● Requirement: The listing below must be repeated word for word, with its images excluded.

● Dataset content:
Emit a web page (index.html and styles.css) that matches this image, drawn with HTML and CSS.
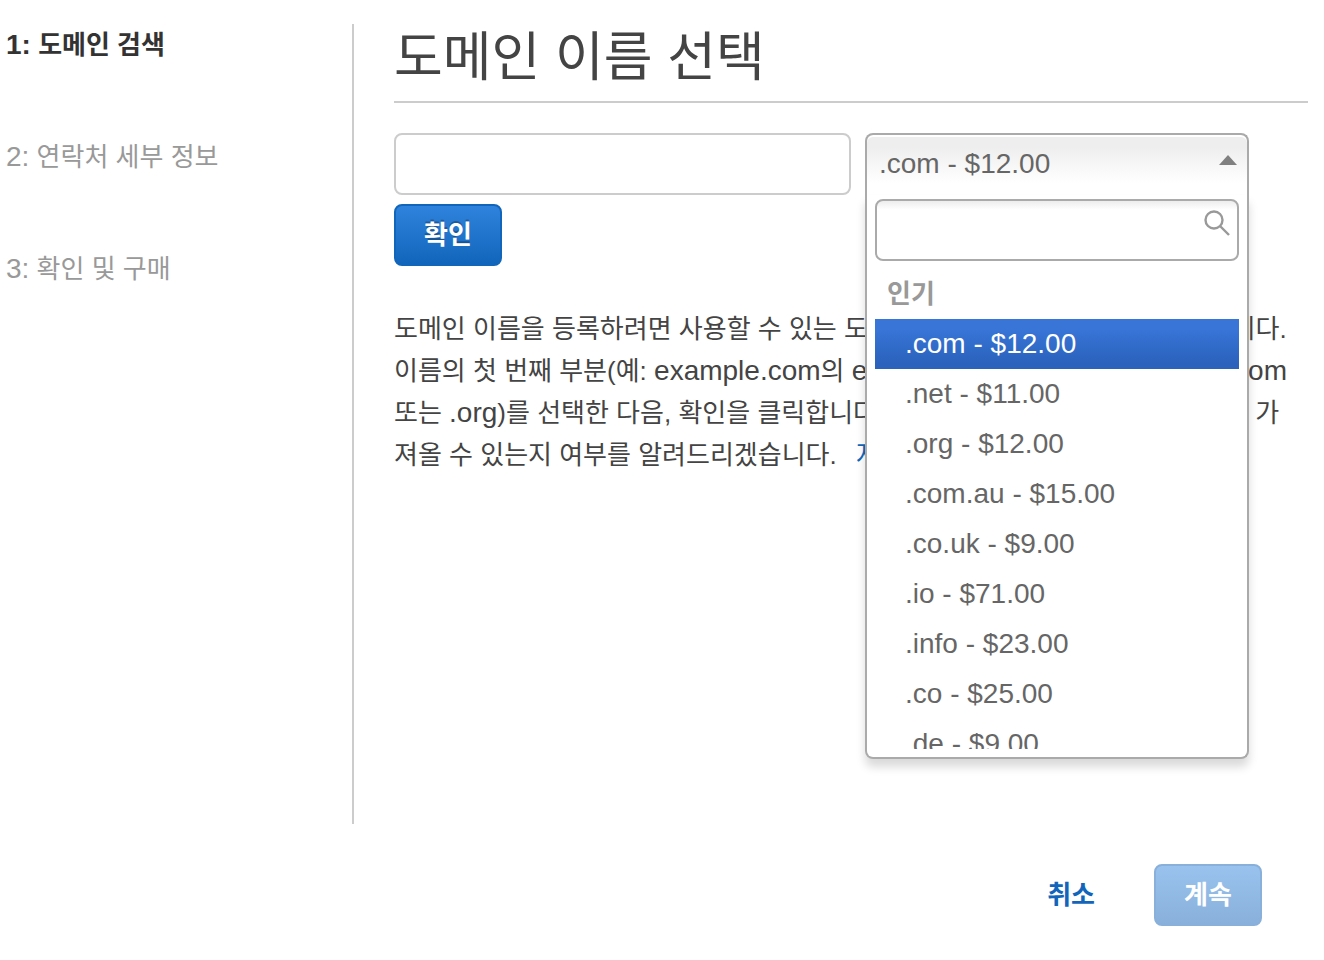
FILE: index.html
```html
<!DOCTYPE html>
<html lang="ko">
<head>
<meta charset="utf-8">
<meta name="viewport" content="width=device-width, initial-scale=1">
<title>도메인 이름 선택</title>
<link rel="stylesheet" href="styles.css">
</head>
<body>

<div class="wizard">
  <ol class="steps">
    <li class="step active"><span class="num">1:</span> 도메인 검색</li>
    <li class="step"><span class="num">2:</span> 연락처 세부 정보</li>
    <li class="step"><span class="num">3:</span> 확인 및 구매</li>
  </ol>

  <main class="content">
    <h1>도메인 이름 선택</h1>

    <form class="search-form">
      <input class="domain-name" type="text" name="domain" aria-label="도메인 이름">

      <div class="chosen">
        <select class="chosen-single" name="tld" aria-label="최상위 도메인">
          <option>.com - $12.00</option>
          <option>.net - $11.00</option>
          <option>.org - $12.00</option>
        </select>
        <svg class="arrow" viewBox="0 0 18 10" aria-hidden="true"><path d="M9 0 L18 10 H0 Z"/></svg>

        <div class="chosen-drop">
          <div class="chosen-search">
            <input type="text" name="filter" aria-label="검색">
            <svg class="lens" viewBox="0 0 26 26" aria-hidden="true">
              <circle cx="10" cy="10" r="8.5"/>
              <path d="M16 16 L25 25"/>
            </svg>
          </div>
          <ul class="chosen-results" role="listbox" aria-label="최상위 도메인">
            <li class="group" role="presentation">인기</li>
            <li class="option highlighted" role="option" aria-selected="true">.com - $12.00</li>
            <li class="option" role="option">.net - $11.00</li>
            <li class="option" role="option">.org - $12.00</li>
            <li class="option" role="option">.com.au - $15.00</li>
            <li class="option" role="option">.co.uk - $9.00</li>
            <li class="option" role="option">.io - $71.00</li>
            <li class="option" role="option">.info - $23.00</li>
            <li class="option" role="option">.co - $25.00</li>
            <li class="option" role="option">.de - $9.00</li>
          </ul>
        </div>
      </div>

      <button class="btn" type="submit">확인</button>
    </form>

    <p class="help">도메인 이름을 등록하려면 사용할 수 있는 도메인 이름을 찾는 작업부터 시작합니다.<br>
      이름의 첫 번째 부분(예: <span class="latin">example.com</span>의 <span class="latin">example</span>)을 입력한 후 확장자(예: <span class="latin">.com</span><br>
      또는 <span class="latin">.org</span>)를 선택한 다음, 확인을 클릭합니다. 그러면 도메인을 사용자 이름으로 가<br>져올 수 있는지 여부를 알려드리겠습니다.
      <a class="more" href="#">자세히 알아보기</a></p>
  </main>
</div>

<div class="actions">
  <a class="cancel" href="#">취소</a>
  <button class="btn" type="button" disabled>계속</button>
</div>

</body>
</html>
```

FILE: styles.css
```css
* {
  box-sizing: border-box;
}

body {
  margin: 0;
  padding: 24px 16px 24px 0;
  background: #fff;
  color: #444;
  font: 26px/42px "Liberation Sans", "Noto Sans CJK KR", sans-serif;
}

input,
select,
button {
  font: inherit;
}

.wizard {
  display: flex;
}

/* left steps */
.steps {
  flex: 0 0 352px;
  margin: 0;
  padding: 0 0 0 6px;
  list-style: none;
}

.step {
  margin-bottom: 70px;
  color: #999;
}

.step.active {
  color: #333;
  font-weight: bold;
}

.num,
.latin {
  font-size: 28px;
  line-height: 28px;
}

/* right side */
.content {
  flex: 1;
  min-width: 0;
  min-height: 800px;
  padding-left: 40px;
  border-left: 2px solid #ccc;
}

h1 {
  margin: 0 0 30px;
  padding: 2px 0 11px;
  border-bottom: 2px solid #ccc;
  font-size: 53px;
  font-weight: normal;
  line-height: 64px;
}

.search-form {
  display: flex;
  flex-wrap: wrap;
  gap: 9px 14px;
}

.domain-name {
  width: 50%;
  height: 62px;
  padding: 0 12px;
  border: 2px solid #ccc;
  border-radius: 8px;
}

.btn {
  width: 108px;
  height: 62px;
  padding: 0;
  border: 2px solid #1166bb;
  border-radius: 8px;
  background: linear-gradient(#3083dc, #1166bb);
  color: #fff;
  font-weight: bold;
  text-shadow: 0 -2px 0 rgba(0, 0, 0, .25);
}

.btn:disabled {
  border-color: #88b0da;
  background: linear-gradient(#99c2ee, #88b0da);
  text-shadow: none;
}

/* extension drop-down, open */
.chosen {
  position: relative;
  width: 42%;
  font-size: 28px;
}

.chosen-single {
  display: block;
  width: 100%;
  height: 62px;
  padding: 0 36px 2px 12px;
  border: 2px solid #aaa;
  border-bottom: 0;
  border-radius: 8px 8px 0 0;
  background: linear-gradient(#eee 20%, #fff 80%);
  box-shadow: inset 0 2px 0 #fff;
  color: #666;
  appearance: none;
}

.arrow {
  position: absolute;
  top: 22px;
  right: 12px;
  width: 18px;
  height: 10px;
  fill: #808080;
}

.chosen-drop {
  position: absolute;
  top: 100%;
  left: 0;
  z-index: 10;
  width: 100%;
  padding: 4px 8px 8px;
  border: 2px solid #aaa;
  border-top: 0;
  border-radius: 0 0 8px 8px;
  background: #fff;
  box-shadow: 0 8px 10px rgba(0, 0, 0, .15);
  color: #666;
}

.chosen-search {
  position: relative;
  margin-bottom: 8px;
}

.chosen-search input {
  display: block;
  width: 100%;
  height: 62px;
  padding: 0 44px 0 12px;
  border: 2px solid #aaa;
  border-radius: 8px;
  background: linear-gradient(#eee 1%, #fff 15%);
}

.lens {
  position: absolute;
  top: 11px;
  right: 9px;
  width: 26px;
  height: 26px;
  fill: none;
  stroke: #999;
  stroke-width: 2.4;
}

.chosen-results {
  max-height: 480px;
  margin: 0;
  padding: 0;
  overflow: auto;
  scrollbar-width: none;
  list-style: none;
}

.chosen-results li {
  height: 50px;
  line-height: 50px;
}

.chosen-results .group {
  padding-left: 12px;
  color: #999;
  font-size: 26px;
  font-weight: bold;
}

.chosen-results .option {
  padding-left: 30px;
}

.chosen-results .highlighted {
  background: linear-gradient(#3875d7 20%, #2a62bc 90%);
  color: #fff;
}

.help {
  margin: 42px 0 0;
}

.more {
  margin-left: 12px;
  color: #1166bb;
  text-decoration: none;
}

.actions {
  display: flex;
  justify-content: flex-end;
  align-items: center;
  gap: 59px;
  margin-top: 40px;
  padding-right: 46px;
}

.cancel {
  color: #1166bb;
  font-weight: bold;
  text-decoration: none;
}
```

● Expected answer:
Emit a web page (index.html and styles.css) that matches this image, drawn with HTML and CSS.
FILE: index.html
```html
<!DOCTYPE html>
<html lang="ko">
<head>
<meta charset="utf-8">
<meta name="viewport" content="width=device-width, initial-scale=1">
<title>도메인 이름 선택</title>
<link rel="stylesheet" href="styles.css">
</head>
<body>

<div class="wizard">
  <ol class="steps">
    <li class="step active"><span class="num">1:</span> 도메인 검색</li>
    <li class="step"><span class="num">2:</span> 연락처 세부 정보</li>
    <li class="step"><span class="num">3:</span> 확인 및 구매</li>
  </ol>

  <main class="content">
    <h1>도메인 이름 선택</h1>

    <form class="search-form">
      <input class="domain-name" type="text" name="domain" aria-label="도메인 이름">

      <div class="chosen">
        <select class="chosen-single" name="tld" aria-label="최상위 도메인">
          <option>.com - $12.00</option>
          <option>.net - $11.00</option>
          <option>.org - $12.00</option>
        </select>
        <svg class="arrow" viewBox="0 0 18 10" aria-hidden="true"><path d="M9 0 L18 10 H0 Z"/></svg>

        <div class="chosen-drop">
          <div class="chosen-search">
            <input type="text" name="filter" aria-label="검색">
            <svg class="lens" viewBox="0 0 26 26" aria-hidden="true">
              <circle cx="10" cy="10" r="8.5"/>
              <path d="M16 16 L25 25"/>
            </svg>
          </div>
          <ul class="chosen-results" role="listbox" aria-label="최상위 도메인">
            <li class="group" role="presentation">인기</li>
            <li class="option highlighted" role="option" aria-selected="true">.com - $12.00</li>
            <li class="option" role="option">.net - $11.00</li>
            <li class="option" role="option">.org - $12.00</li>
            <li class="option" role="option">.com.au - $15.00</li>
            <li class="option" role="option">.co.uk - $9.00</li>
            <li class="option" role="option">.io - $71.00</li>
            <li class="option" role="option">.info - $23.00</li>
            <li class="option" role="option">.co - $25.00</li>
            <li class="option" role="option">.de - $9.00</li>
          </ul>
        </div>
      </div>

      <button class="btn" type="submit">확인</button>
    </form>

    <p class="help">도메인 이름을 등록하려면 사용할 수 있는 도메인 이름을 찾는 작업부터 시작합니다.<br>
      이름의 첫 번째 부분(예: <span class="latin">example.com</span>의 <span class="latin">example</span>)을 입력한 후 확장자(예: <span class="latin">.com</span><br>
      또는 <span class="latin">.org</span>)를 선택한 다음, 확인을 클릭합니다. 그러면 도메인을 사용자 이름으로 가<br>져올 수 있는지 여부를 알려드리겠습니다.
      <a class="more" href="#">자세히 알아보기</a></p>
  </main>
</div>

<div class="actions">
  <a class="cancel" href="#">취소</a>
  <button class="btn" type="button" disabled>계속</button>
</div>

</body>
</html>
```

FILE: styles.css
```css
* {
  box-sizing: border-box;
}

body {
  margin: 0;
  padding: 24px 16px 24px 0;
  background: #fff;
  color: #444;
  font: 26px/42px "Liberation Sans", "Noto Sans CJK KR", sans-serif;
}

input,
select,
button {
  font: inherit;
}

.wizard {
  display: flex;
}

/* left steps */
.steps {
  flex: 0 0 352px;
  margin: 0;
  padding: 0 0 0 6px;
  list-style: none;
}

.step {
  margin-bottom: 70px;
  color: #999;
}

.step.active {
  color: #333;
  font-weight: bold;
}

.num,
.latin {
  font-size: 28px;
  line-height: 28px;
}

/* right side */
.content {
  flex: 1;
  min-width: 0;
  min-height: 800px;
  padding-left: 40px;
  border-left: 2px solid #ccc;
}

h1 {
  margin: 0 0 30px;
  padding: 2px 0 11px;
  border-bottom: 2px solid #ccc;
  font-size: 53px;
  font-weight: normal;
  line-height: 64px;
}

.search-form {
  display: flex;
  flex-wrap: wrap;
  gap: 9px 14px;
}

.domain-name {
  width: 50%;
  height: 62px;
  padding: 0 12px;
  border: 2px solid #ccc;
  border-radius: 8px;
}

.btn {
  width: 108px;
  height: 62px;
  padding: 0;
  border: 2px solid #1166bb;
  border-radius: 8px;
  background: linear-gradient(#3083dc, #1166bb);
  color: #fff;
  font-weight: bold;
  text-shadow: 0 -2px 0 rgba(0, 0, 0, .25);
}

.btn:disabled {
  border-color: #88b0da;
  background: linear-gradient(#99c2ee, #88b0da);
  text-shadow: none;
}

/* extension drop-down, open */
.chosen {
  position: relative;
  width: 42%;
  font-size: 28px;
}

.chosen-single {
  display: block;
  width: 100%;
  height: 62px;
  padding: 0 36px 2px 12px;
  border: 2px solid #aaa;
  border-bottom: 0;
  border-radius: 8px 8px 0 0;
  background: linear-gradient(#eee 20%, #fff 80%);
  box-shadow: inset 0 2px 0 #fff;
  color: #666;
  appearance: none;
}

.arrow {
  position: absolute;
  top: 22px;
  right: 12px;
  width: 18px;
  height: 10px;
  fill: #808080;
}

.chosen-drop {
  position: absolute;
  top: 100%;
  left: 0;
  z-index: 10;
  width: 100%;
  padding: 4px 8px 8px;
  border: 2px solid #aaa;
  border-top: 0;
  border-radius: 0 0 8px 8px;
  background: #fff;
  box-shadow: 0 8px 10px rgba(0, 0, 0, .15);
  color: #666;
}

.chosen-search {
  position: relative;
  margin-bottom: 8px;
}

.chosen-search input {
  display: block;
  width: 100%;
  height: 62px;
  padding: 0 44px 0 12px;
  border: 2px solid #aaa;
  border-radius: 8px;
  background: linear-gradient(#eee 1%, #fff 15%);
}

.lens {
  position: absolute;
  top: 11px;
  right: 9px;
  width: 26px;
  height: 26px;
  fill: none;
  stroke: #999;
  stroke-width: 2.4;
}

.chosen-results {
  max-height: 480px;
  margin: 0;
  padding: 0;
  overflow: auto;
  scrollbar-width: none;
  list-style: none;
}

.chosen-results li {
  height: 50px;
  line-height: 50px;
}

.chosen-results .group {
  padding-left: 12px;
  color: #999;
  font-size: 26px;
  font-weight: bold;
}

.chosen-results .option {
  padding-left: 30px;
}

.chosen-results .highlighted {
  background: linear-gradient(#3875d7 20%, #2a62bc 90%);
  color: #fff;
}

.help {
  margin: 42px 0 0;
}

.more {
  margin-left: 12px;
  color: #1166bb;
  text-decoration: none;
}

.actions {
  display: flex;
  justify-content: flex-end;
  align-items: center;
  gap: 59px;
  margin-top: 40px;
  padding-right: 46px;
}

.cancel {
  color: #1166bb;
  font-weight: bold;
  text-decoration: none;
}
```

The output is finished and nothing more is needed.